KDE i18n howto
version 2.0

Lukáš Tinkl

Matthias Kiefer

Abstract:

This document gives a brief introduction how to prepare KDE applications to successfully support other languages and to be used in other countries. It also lists some common problems and how to avoid them.


Contents


Introduction

To support internationalization (i18n) and localization (l10n), KDE offers the class KLocale which is contained in kdecore. KLocale has a lot of functionality to make it as easy as possible for developers to make their code i18n aware. Nevertheless there are some things to take care of so that applications are useable in other languages and countries, too.

To use KLocale, you don't have to create an instance of it by your own, but you have access to the global KLocale object with KGlobal::locale(). The object you receive takes care of all user settings and will be deleted automatically on application exit. The next few paragraphs will show in more detail how to use the functionality of KLocale and what you have to take care of.


Internationalization (aka i18n)

i18n is a short for internationalization, and means that the program will be displayed in the language you choose. In KDE, all strings should be translated before they are displayed on the user's screen. What you should not translate are debug messages or similiar.


How to prepare the code

To make translations possible, the programmer has to use i18n() on all strings that should be displayed. i18n() takes a const char* as an argument and returns a translated QString or the original string if no translation was found. As you see on the returned value, which is of type QString, you should use QString for all strings, that can be translated, because it uses internally unicode characters and therefore can handle strings in all languages. While when you you are using the classical char* string, you will have to take care of the different possible charsets by your own1.

Since all equal strings are summarized and are therefore translated with the same string, there is an additional extended function i18n() which takes two const char* arguments. The first argument is an additional description of the second string (which is shown to the user) and both strings together are used to find the corresponding translation. In addition the first argument is shown to the translators as hint of the meaning or context of this string.


Context information

Think of a file manager, where you can open a context menu on a file and select View to view the file. In this context View is a verb. Additionaly the window of the file manager has a menu View in the menubar. In this context View is a noun. In the English version of the application everything looks fine, but in most other languages one of the strings will be wrong and confuses the user. Even if equal strings would not be translated with the same string, it would be difficult for the translators to find out, which of these strings is used as verb and which as noun. The solution for this is to use the extended i18n() function: For the context menu something like i18n("to view something", "View") and for the menu in the menubar i18n("the view", "View"). This way both strings are translated as separate strings and the translator has a hint how to translate these strings.

In general it is a very good idea to use this extended function, if the string to translate is short and the meaning is hard to find out, when the context is not exactly known.

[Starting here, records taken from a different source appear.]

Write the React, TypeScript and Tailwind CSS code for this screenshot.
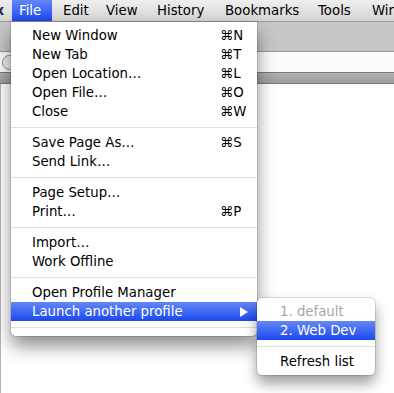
type Row = { label: string; shortcut?: string; active?: boolean; submenu?: boolean };

const groups: Row[][] = [
  [
    { label: 'New Window', shortcut: '⌘N' },
    { label: 'New Tab', shortcut: '⌘T' },
    { label: 'Open Location…', shortcut: '⌘L' },
    { label: 'Open File…', shortcut: '⌘O' },
    { label: 'Close', shortcut: '⌘W' },
  ],
  [{ label: 'Save Page As…', shortcut: '⌘S' }, { label: 'Send Link…' }],
  [{ label: 'Page Setup…' }, { label: 'Print…', shortcut: '⌘P' }],
  [{ label: 'Import…' }, { label: 'Work Offline' }],
  [{ label: 'Open Profile Manager' }, { label: 'Launch another profile', active: true, submenu: true }],
];

const highlight = 'bg-gradient-to-b from-[#6486f6] to-[#1b45f0] text-white';

function Separator() {
  return (
    <div className="flex h-[12px] items-center">
      <div className="h-px w-full bg-[#e0e0e0]" />
    </div>
  );
}

function MenuRow({ row }: { row: Row }) {
  return (
    <div className={`flex h-[19px] items-center ${row.active ? highlight : 'text-black'}`}>
      <span className="flex-1 pl-[21px] whitespace-nowrap">{row.label}</span>
      {row.submenu ? (
        <span className="flex w-[37px] items-center pl-[20px]">
          <svg width="8" height="10" viewBox="0 0 8 10">
            <path d="M0 0 L8 5 L0 10 Z" fill="white" />
          </svg>
        </span>
      ) : (
        <span className="w-[37px] whitespace-nowrap">{row.shortcut}</span>
      )}
    </div>
  );
}

const barItems = [
  { label: 'Edit', w: 'w-[43px]' },
  { label: 'View', w: 'w-[51px]' },
  { label: 'History', w: 'w-[68px]' },
  { label: 'Bookmarks', w: 'w-[93px]' },
  { label: 'Tools', w: 'w-[54px]' },
  { label: 'Window', w: 'w-[60px]' },
];

export default function App() {
  return (
    <div className="relative h-[393px] w-[394px] overflow-hidden bg-white font-['DejaVu_Sans',sans-serif] text-[13.3px] leading-none">
      {/* menu bar */}
      <div className="flex h-[22px] items-stretch overflow-hidden border-b border-[#9c9c9c] bg-gradient-to-b from-[#efefef] to-[#d4d4d4] whitespace-nowrap">
        <div className="flex w-[12px] shrink-0 items-center justify-end overflow-hidden pr-[8px]">
          <span className="shrink-0 font-bold text-[#1e2540]">Firefox</span>
        </div>
        <div className={`flex w-[40px] shrink-0 items-center pl-[7px] ${highlight}`}>File</div>
        <div className="w-[11px] shrink-0" />
        {barItems.map((b) => (
          <div key={b.label} className={`flex shrink-0 items-center text-black ${b.w}`}>
            {b.label}
          </div>
        ))}
      </div>

      {/* browser window behind */}
      <div className="h-[30px] border-b border-[#9a9a9a] bg-[#c6c6c6]" />
      <div className="flex h-[20px] items-center bg-[#fbfbfb]">
        <div className="ml-[2px] h-[15px] w-[15px] rounded-full border border-[#8c8c8c] bg-[#ececec]" />
      </div>
      <div className="h-[12px] border-y border-[#7a7a7a] bg-gradient-to-b from-[#b0b0b0] to-[#9c9c9c]" />
      <div className="h-[320px] border-l border-[#b4b4b4] bg-white" />

      {/* File menu */}
      <div className="absolute left-[11px] top-[22px] w-[246px] rounded-b-[5px] bg-white pb-[3px] pt-[4px] shadow-[0_0_0_1px_rgba(0,0,0,0.12),0_10px_18px_rgba(0,0,0,0.45)]">
        {groups.map((g, i) => (
          <div key={i}>
            {i > 0 && <Separator />}
            {g.map((r) => (
              <MenuRow key={r.label} row={r} />
            ))}
          </div>
        ))}
        <Separator />
      </div>

      {/* profile submenu */}
      <div className="absolute left-[257px] top-[298px] w-[118px] overflow-hidden rounded-[5px] bg-white py-[4px] shadow-[0_0_0_1px_rgba(0,0,0,0.12),0_8px_14px_rgba(0,0,0,0.4)]">
        <div className="flex h-[19px] items-center pl-[23px] text-[#a6a6a6]">1. default</div>
        <div className={`flex h-[19px] items-center pl-[23px] ${highlight}`}>2. Web Dev</div>
        <Separator />
        <div className="flex h-[19px] items-center pl-[23px] text-black">Refresh list</div>
      </div>
    </div>
  );
}
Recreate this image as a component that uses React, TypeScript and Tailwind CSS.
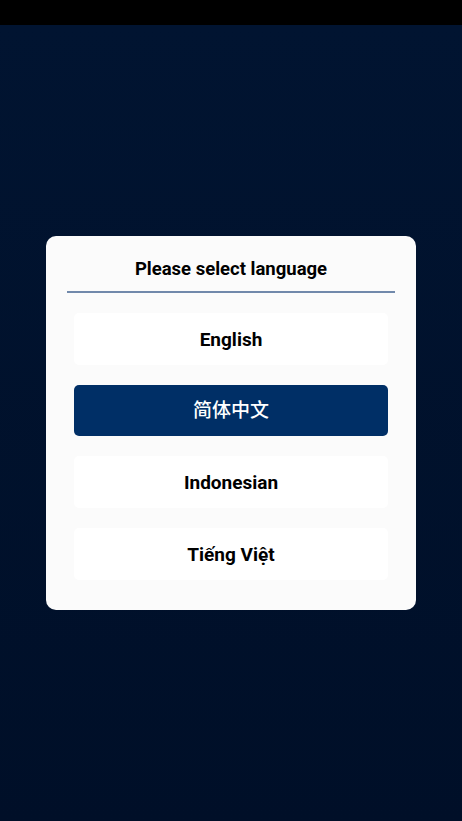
const languages = ["English", "简体中文", "Indonesian", "Tiếng Việt"];

function App() {
  const selected = "简体中文";

  return (
    <div
      className="min-h-screen flex flex-col bg-black"
      style={{ fontFamily: 'Roboto, "Noto Sans CJK SC", sans-serif' }}
    >
      <div className="h-[25px] bg-black" />
      <div className="flex-1 flex items-center justify-center bg-gradient-to-b from-[#011431] to-[#000f28]">
        <div className="w-[370px] rounded-[10px] bg-[#fbfbfb] px-[21px] pt-[20px] pb-[30px]">
          <h1 className="text-center text-[18.5px] leading-[26px] font-bold text-black">
            Please select language
          </h1>
          <div className="mt-[9px] h-[2px] bg-[#7189ab]" />
          <div className="flex flex-col gap-[20px] px-[7px] pt-[20px]">
            {languages.map((lang) => (
              <button
                key={lang}
                className={
                  lang === selected
                    ? "h-[51px] pt-[2px] rounded-[5px] bg-[#002f66] text-white text-[19px] font-medium"
                    : "h-[52px] pt-[3px] rounded-[5px] bg-white text-black text-[19px] font-bold"
                }
              >
                {lang}
              </button>
            ))}
          </div>
        </div>
      </div>
    </div>
  );
}

export default App;
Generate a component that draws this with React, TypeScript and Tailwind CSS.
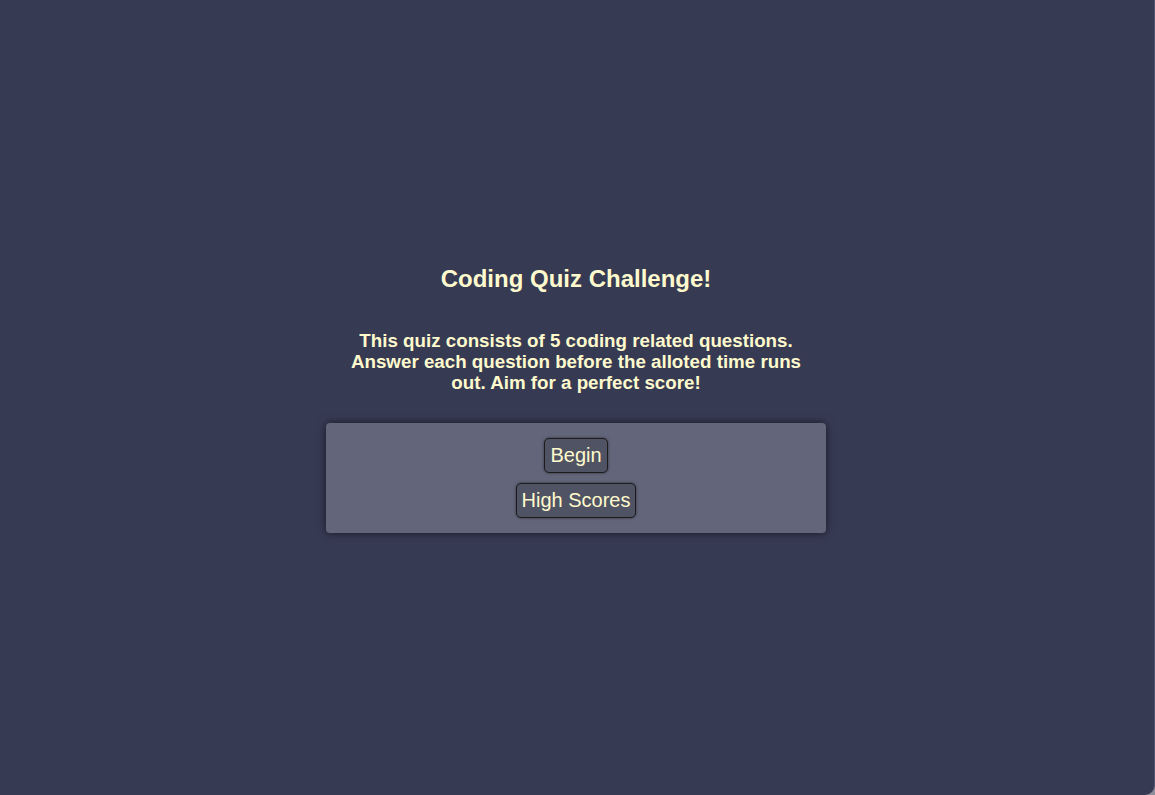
export default function App() {
  return (
    <div className="h-[795px] w-full bg-[#8d8e99]">
      <div
        className="h-full flex flex-col items-center justify-center pt-[2px] pr-[2px] bg-[#363a53] border-r border-[#50546e] rounded-br-[10px] text-[#fffacd]"
        style={{ fontFamily: '"Liberation Sans", Arial, sans-serif' }}
      >
        <h1 className="text-[24px] font-bold leading-[28px]">Coding Quiz Challenge!</h1>
        <p className="mt-[37px] w-[460px] text-center text-[18.75px] font-bold leading-[21px]">
          This quiz consists of 5 coding related questions. Answer each question before the alloted time runs out. Aim for a perfect score!
        </p>
        <div className="mt-[30px] w-[500px] flex flex-col items-center gap-[10px] py-[15px] bg-[#63657a] rounded-[4px] shadow-[0_0_8px_rgba(0,0,0,0.55)]">
          <button className="px-[5px] py-[5px] text-[20px] leading-[23px] bg-[#4f5363] border border-[#1c1c1c] rounded-[5px] shadow-[0_0_3px_rgba(0,0,0,0.5)]">
            Begin
          </button>
          <button className="px-[5px] py-[5px] text-[20px] leading-[23px] bg-[#4f5363] border border-[#1c1c1c] rounded-[5px] shadow-[0_0_3px_rgba(0,0,0,0.5)]">
            High Scores
          </button>
        </div>
      </div>
    </div>
  );
}
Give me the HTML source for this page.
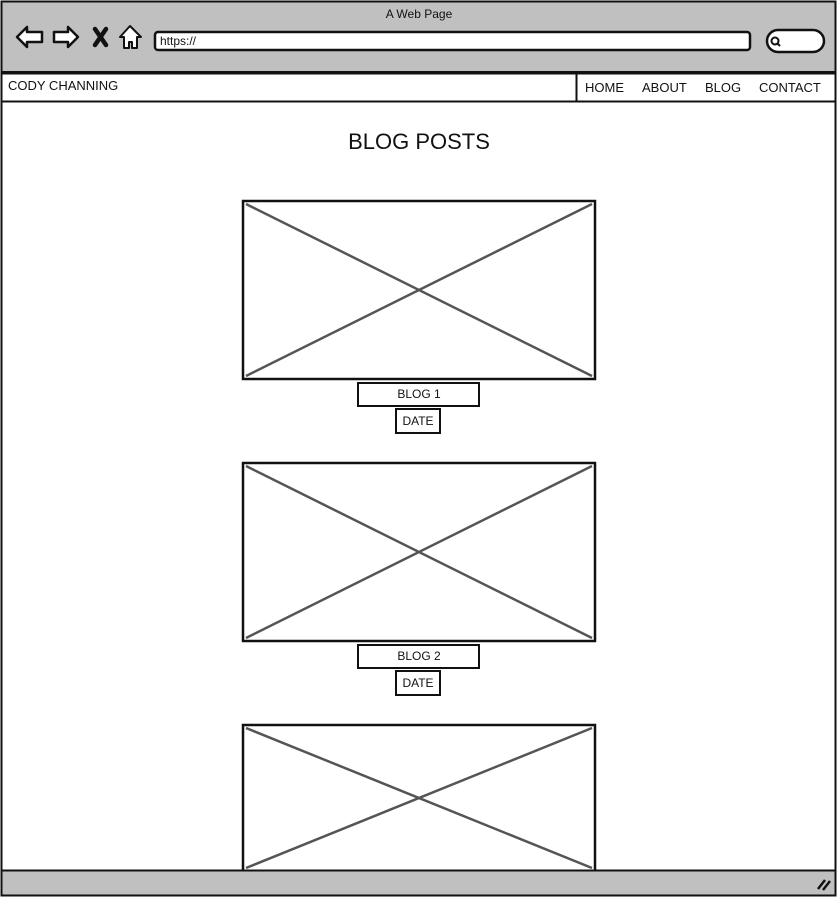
<!DOCTYPE html>
<html><head><style>
body{margin:0;width:838px;height:898px;background:#fff;overflow:hidden;font-family:"Liberation Sans",sans-serif;}
svg{position:absolute;left:0;top:0}
text{font-family:"Liberation Sans",sans-serif;fill:#111}
</style></head><body>
<svg width="838" height="898" viewBox="0 0 838 898">
<rect x="1.5" y="1.5" width="834" height="894" fill="#fff" stroke="#111" stroke-width="2"/>
<rect x="2" y="2" width="833" height="70" fill="#c0c0c0"/>
<line x1="1" y1="72" x2="836" y2="72" stroke="#111" stroke-width="2"/>
<text x="419" y="18" font-size="12" text-anchor="middle">A Web Page</text>
<path d="M17 37 L27 27 L27 32 L42 32 L42 42 L27 42 L27 47 Z" fill="#fff" stroke="#111" stroke-width="2.5" stroke-linejoin="round"/>
<path d="M78 37 L68 27 L68 32 L54 32 L54 42 L68 42 L68 47 Z" fill="#fff" stroke="#111" stroke-width="2.5" stroke-linejoin="round"/>
<path d="M95 29 L106 45 M106 29 L95 45" stroke="#111" stroke-width="4.5" stroke-linecap="round"/>
<path d="M130 26 L120 37 L124 37 L124 48 L129 48 L129 42 L132 42 L132 48 L137 48 L137 37 L141 37 Z" fill="#fff" stroke="#111" stroke-width="2" stroke-linejoin="round"/>
<rect x="155" y="32" width="595" height="18" rx="3" fill="#fff" stroke="#111" stroke-width="2.5"/>
<text x="160" y="45" font-size="12">https://</text>
<rect x="767" y="30" width="57" height="22" rx="11" fill="#fff" stroke="#111" stroke-width="2.5"/>
<circle cx="775" cy="41" r="3.5" fill="none" stroke="#111" stroke-width="2"/>
<line x1="777" y1="43" x2="780" y2="46" stroke="#111" stroke-width="2"/>
<rect x="1.5" y="73.5" width="575" height="28" fill="#fff" stroke="#111" stroke-width="2"/>
<rect x="576.5" y="73.5" width="259" height="28" fill="#fff" stroke="#111" stroke-width="2"/>
<text x="8" y="90" font-size="13">CODY CHANNING</text>
<text x="585" y="92" font-size="13">HOME</text>
<text x="642" y="92" font-size="13">ABOUT</text>
<text x="705" y="92" font-size="13">BLOG</text>
<text x="759" y="92" font-size="13">CONTACT</text>
<text x="419" y="149" font-size="22" text-anchor="middle">BLOG POSTS</text>
<g stroke-width="2.5" fill="#fff">
<rect x="243" y="201" width="352" height="178" stroke="#111"/>
<path d="M246 204 L592 376 M592 204 L246 376" stroke="#555"/>
<rect x="243" y="463" width="352" height="178" stroke="#111"/>
<path d="M246 466 L592 638 M592 466 L246 638" stroke="#555"/>
<path d="M246 728 L592 868 M592 728 L246 868" stroke="#555"/>
<rect x="243" y="725" width="352" height="146" stroke="#111" fill="none"/>
</g>
<g fill="#fff" stroke="#111" stroke-width="2">
<rect x="358" y="383" width="121" height="23"/>
<rect x="396" y="409" width="44" height="24"/>
<rect x="358" y="645" width="121" height="23"/>
<rect x="396" y="671" width="44" height="24"/>
</g>
<text x="419" y="398" font-size="12" text-anchor="middle">BLOG 1</text>
<text x="418" y="425" font-size="12" text-anchor="middle">DATE</text>
<text x="419" y="660" font-size="12" text-anchor="middle">BLOG 2</text>
<text x="418" y="687" font-size="12" text-anchor="middle">DATE</text>
<rect x="2" y="871" width="833" height="24" fill="#c0c0c0"/>
<line x1="1" y1="870.5" x2="836" y2="870.5" stroke="#111" stroke-width="2"/>
<rect x="1.5" y="1.5" width="834" height="894" fill="none" stroke="#111" stroke-width="2"/>
<path d="M818 889 L825 880 M823 890 L830 881" stroke="#111" stroke-width="2.5"/>
</svg>
</body></html>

You may have seen another translation function in application templates or other existing code: I18N_NOOP(). This function does not actually translate a string, but just marks the string for translation, so that the string will get extracted and included in the po files. If you want to translate the string, you still have to use i18n() with exactly the same string afterwards. I18N_NOOP() is typically used for strings given to KAboutData, because it is constructed before the KApplication and you can use i18n() only after the construction of the KApplication. So it is safe to use always i18n() and never I18N_NOOP() if you are sure, that the code will be executed after construction of KApplication.


Plural handling

To make things even more complicated, recent versions of KDE introduced handling of plural forms in different languages. A short example first:

msgStr = i18n("Creating index file: 1 message done", 
              "Creating index file: %n messages done", num);

This form of i18n() gets expanded to as many cases as required by the user's language. In English, this is just two forms; in other languages it may be more depending on the num variable value2.


Things to take care of

Although using i18n() for all visible messages is the main work to get your application translated, there are some traps, which prevent your application from being usable in some languages. Mainly these are layout problems and problems with string concatenation.


Use layout management

You might know that English text is often very compact while in other languages the translated text might be a lot longer. If you developed the GUI of your application carefully, you will not have a problem with this because you might anyway have used a layoutmanager to take care of the widget geometry for you. Of course you can implement geometry management on your own but it is very likely that you might get in trouble with the widget geometry when you use functions like QWidget::setGeometry() or similiar. To get rid of this problem and let your application look nice also when used in other languages, it is highly recommended to use layout manager as they are provided by Qt with QLayout and derived classes. For more information look at the documentation of QLayout.


No word puzzles

Another thing to take care of is to not concatenate strings together like this:

QString msg=i18n("Do you want to replace ")+oldFile+i18n(" with ")+newFile+"?"

The result of contructs like this is, that it is only very hard or impossible to translate, because the structure of the sentence may be completely different in another language and the translator will only see parts of the sentences and has to guess what belongs together. The solution for this problem is to use QString::arg() which lets the translator not only make good translations because he sees the whole sentence but also let him change the order of the arguments freely. Because of this last advantage, QString::arg is also recommended to use instead of sprintf and similar functions. The above example would then look like this:

QString msg=i18n("Do you want to replace %1 with %2?").arg(oldFile).arg(newFile) 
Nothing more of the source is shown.